* [Work required] Set the listing down again exactly, please, apart from its pictures.

* [Supplied information]
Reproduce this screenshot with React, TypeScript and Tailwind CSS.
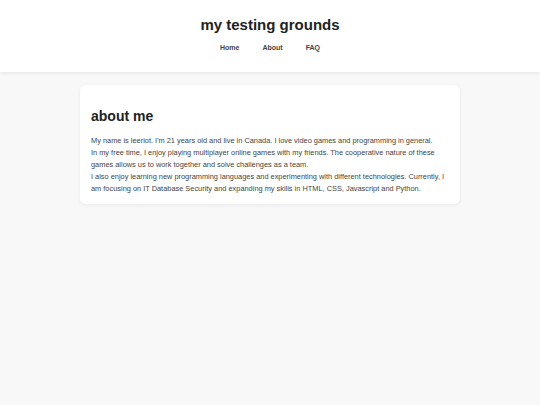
export default function App() {
  const navItems = ['Home', 'About', 'FAQ'];

  return (
    <div className="min-h-screen bg-[#f8f8f8] font-['Liberation_Sans',Arial,sans-serif] text-[#333] antialiased">
      {/* Header */}
      <header className="h-[72px] bg-white shadow-[0_1px_4px_rgba(0,0,0,0.08)] flex flex-col items-center pt-[16px]">
        <h1 className="text-[15px] leading-[18px] font-bold text-[#222]">my testing grounds</h1>
        <nav className="mt-[9px] flex gap-[23px]">
          {navItems.map((item) => (
            <a key={item} href="#" className="text-[7px] leading-[9px] font-bold text-[#444]">
              {item}
            </a>
          ))}
        </nav>
      </header>

      {/* About card */}
      <main className="flex justify-center pt-[13px]">
        <section className="w-[380px] bg-white rounded-[6px] shadow-[0_1px_4px_rgba(0,0,0,0.06)] px-[11px] pt-[22px] pb-[9px]">
          <h2 className="text-[14px] leading-[18px] font-bold text-[#222]">about me</h2>
          <p className="mt-[10px] text-[7.4px] leading-[12px] text-[#444]">
            My name is leeriot. I'm 21 years old and live in Canada. I love video games and programming in general.
            <br />
            In my free time, I enjoy playing multiplayer online games with my friends. The cooperative nature of these
            games allows us to work together and solve challenges as a team.
            <br />
            I also enjoy learning new programming languages and experimenting with different technologies. Currently, I
            am focusing on IT Database Security and expanding my skills in HTML, CSS, Javascript and Python.
          </p>
        </section>
      </main>
    </div>
  );
}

* [Full output]
Reproduce this screenshot with React, TypeScript and Tailwind CSS.
export default function App() {
  const navItems = ['Home', 'About', 'FAQ'];

  return (
    <div className="min-h-screen bg-[#f8f8f8] font-['Liberation_Sans',Arial,sans-serif] text-[#333] antialiased">
      {/* Header */}
      <header className="h-[72px] bg-white shadow-[0_1px_4px_rgba(0,0,0,0.08)] flex flex-col items-center pt-[16px]">
        <h1 className="text-[15px] leading-[18px] font-bold text-[#222]">my testing grounds</h1>
        <nav className="mt-[9px] flex gap-[23px]">
          {navItems.map((item) => (
            <a key={item} href="#" className="text-[7px] leading-[9px] font-bold text-[#444]">
              {item}
            </a>
          ))}
        </nav>
      </header>

      {/* About card */}
      <main className="flex justify-center pt-[13px]">
        <section className="w-[380px] bg-white rounded-[6px] shadow-[0_1px_4px_rgba(0,0,0,0.06)] px-[11px] pt-[22px] pb-[9px]">
          <h2 className="text-[14px] leading-[18px] font-bold text-[#222]">about me</h2>
          <p className="mt-[10px] text-[7.4px] leading-[12px] text-[#444]">
            My name is leeriot. I'm 21 years old and live in Canada. I love video games and programming in general.
            <br />
            In my free time, I enjoy playing multiplayer online games with my friends. The cooperative nature of these
            games allows us to work together and solve challenges as a team.
            <br />
            I also enjoy learning new programming languages and experimenting with different technologies. Currently, I
            am focusing on IT Database Security and expanding my skills in HTML, CSS, Javascript and Python.
          </p>
        </section>
      </main>
    </div>
  );
}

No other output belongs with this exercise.